This is not a correlation buried in noise. It is one of the most robust findings in organizational research, replicated across industries, geographies, and economic cycles over more than two decades. Yet most leadership teams still manage health reactively (through engagement surveys and exit interviews) rather than treating it as the measurable, improvable system McKinsey’s data proves it to be.

What the Research Shows

The OHI measures organizational health across nine dimensions. These are not abstract qualities. They are specific, observable capabilities that distinguish high-performing organizations from average ones.

1. The Nine Dimensions Define a Complete Operating System

McKinsey’s framework identifies nine interconnected dimensions of health: Direction (shared vision and strategy), Leadership (the quality of leaders at all levels), Culture and Climate (shared norms and trust), Accountability (performance ownership), Coordination and Control (operating discipline), Capabilities (skills and talent), Motivation (employee energy and commitment), External Orientation (customer and market responsiveness), and Innovation and Learning (the capacity to adapt and improve). Each dimension is measured through specific management practices, not sentiment. This means health is assessed by what organizations do, not how people feel about it.

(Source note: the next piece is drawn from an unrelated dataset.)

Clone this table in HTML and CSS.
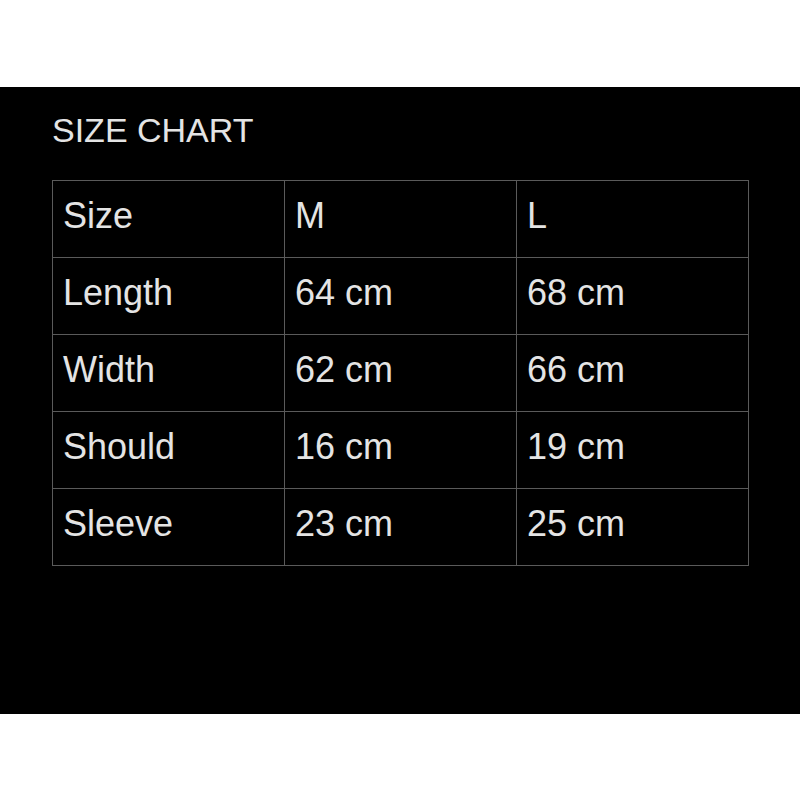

2. Health Predicts Financial Performance More Reliably Than Most Traditional Metrics

Organizations in the top quartile of the OHI deliver 3x total shareholder returns compared to those in the bottom quartile. This relationship has held across more than 2,500 organizations and 8 million survey respondents since 2003.

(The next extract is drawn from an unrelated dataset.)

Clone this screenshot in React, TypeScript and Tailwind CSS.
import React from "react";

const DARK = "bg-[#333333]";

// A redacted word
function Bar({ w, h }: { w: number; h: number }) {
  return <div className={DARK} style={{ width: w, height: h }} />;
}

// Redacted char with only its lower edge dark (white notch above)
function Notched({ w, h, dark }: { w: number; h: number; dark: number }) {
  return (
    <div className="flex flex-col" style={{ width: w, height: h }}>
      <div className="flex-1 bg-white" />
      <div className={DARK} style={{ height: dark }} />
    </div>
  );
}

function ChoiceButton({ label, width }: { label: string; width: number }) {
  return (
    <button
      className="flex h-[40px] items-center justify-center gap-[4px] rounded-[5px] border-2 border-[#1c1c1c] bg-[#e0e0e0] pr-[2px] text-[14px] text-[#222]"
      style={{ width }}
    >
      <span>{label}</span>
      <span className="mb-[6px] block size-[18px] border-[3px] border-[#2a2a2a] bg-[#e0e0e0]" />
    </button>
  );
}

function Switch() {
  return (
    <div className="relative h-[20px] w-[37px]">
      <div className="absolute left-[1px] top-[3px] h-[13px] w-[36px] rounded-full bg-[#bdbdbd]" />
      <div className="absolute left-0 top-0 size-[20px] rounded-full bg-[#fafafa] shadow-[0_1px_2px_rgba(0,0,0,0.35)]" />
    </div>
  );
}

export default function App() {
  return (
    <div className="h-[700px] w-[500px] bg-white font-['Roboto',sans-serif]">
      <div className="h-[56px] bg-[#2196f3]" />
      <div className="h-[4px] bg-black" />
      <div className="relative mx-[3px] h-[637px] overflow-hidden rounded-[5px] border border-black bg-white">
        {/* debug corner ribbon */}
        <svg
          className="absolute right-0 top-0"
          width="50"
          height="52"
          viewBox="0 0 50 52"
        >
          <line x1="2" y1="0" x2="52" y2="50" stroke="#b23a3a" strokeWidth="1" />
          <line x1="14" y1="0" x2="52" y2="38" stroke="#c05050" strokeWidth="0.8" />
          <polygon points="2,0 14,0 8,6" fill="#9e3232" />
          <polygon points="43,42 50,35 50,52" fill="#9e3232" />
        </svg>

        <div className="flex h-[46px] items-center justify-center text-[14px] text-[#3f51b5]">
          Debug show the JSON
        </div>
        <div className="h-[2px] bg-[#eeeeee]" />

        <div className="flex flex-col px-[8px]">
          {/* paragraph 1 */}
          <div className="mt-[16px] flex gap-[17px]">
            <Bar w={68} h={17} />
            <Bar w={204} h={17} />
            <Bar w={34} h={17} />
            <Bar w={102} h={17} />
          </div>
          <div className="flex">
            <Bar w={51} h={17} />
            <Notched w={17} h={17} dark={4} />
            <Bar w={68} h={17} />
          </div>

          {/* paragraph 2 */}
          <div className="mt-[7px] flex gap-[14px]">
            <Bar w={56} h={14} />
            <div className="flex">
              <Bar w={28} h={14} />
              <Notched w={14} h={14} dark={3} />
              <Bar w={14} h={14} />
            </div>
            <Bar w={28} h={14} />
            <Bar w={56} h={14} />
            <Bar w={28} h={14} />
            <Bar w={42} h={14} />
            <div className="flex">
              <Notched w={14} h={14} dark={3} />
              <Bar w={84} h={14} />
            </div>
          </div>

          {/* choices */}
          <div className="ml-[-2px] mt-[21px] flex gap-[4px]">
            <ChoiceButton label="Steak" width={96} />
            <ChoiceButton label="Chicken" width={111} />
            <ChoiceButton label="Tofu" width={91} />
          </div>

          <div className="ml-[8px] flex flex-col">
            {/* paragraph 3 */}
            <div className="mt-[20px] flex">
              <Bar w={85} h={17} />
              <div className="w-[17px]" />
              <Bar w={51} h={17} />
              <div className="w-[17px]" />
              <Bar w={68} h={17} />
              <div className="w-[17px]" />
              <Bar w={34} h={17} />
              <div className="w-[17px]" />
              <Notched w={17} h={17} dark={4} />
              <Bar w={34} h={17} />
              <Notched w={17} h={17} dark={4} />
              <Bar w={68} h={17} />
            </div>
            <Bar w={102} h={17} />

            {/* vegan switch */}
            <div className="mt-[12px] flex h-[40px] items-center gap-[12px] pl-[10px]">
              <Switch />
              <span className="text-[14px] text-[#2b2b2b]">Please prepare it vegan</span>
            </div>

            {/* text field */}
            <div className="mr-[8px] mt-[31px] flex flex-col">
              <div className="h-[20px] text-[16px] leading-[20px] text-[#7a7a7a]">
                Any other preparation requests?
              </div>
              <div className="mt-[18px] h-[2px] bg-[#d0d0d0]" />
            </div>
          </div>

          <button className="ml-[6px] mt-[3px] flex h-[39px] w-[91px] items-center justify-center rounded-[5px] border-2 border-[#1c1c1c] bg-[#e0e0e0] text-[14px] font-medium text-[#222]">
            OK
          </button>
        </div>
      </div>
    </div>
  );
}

The three-to-one ratio is not a one-time finding. It has been replicated across McKinsey’s dataset consistently. The relationship between health and performance holds in growing markets and contracting ones, in technology companies and industrial manufacturers, in North America and Southeast Asia. The durability of this finding is what makes it significant. Most organizational metrics are noisy and context-dependent. Health, as McKinsey measures it, is a stable predictor.

3. Healthy Organizations Recover Faster and Adapt More Effectively

The OHI data shows that organizational health is not just correlated with steady-state performance. It also predicts resilience. Healthy organizations recover from disruptions faster, integrate acquisitions more successfully, and execute strategic pivots with less friction. The mechanism is that health creates the internal coordination capacity required to respond to external change. When Direction, Accountability, and Coordination are strong, an organization can reallocate resources and shift priorities without the prolonged alignment cycles that slow unhealthy organizations down.

4. Most Organizations Are Not as Healthy as Their Leaders Believe

One of the more revealing patterns in McKinsey’s data is the gap between leadership perception and organizational reality. Senior leaders consistently overestimate their organization’s health, particularly in the dimensions of Culture and Climate, Innovation and Learning, and External Orientation. This perception gap means that the organizations most in need of improvement are often the least aware of the problem. It also explains why health initiatives frequently fail: they are designed around what leaders think the organization needs rather than what the data shows.

Why This Matters for Teams

McKinsey’s nine dimensions map directly to the components of a team operating system. Direction is the clarity system. Accountability is the execution system. Coordination and Control is the workflow system. Capabilities map to development infrastructure. Motivation connects to sustainable performance practices. This is not a coincidence. What McKinsey measures at the organizational level, teams experience at the operational level.

The practical implication is that team health is not separate from organizational health. It is the unit of measurement. An organization’s OHI score is the aggregate of how its teams actually function. When you improve how a team sets direction, holds itself accountable, coordinates work, and develops capabilities, you improve organizational health at its source.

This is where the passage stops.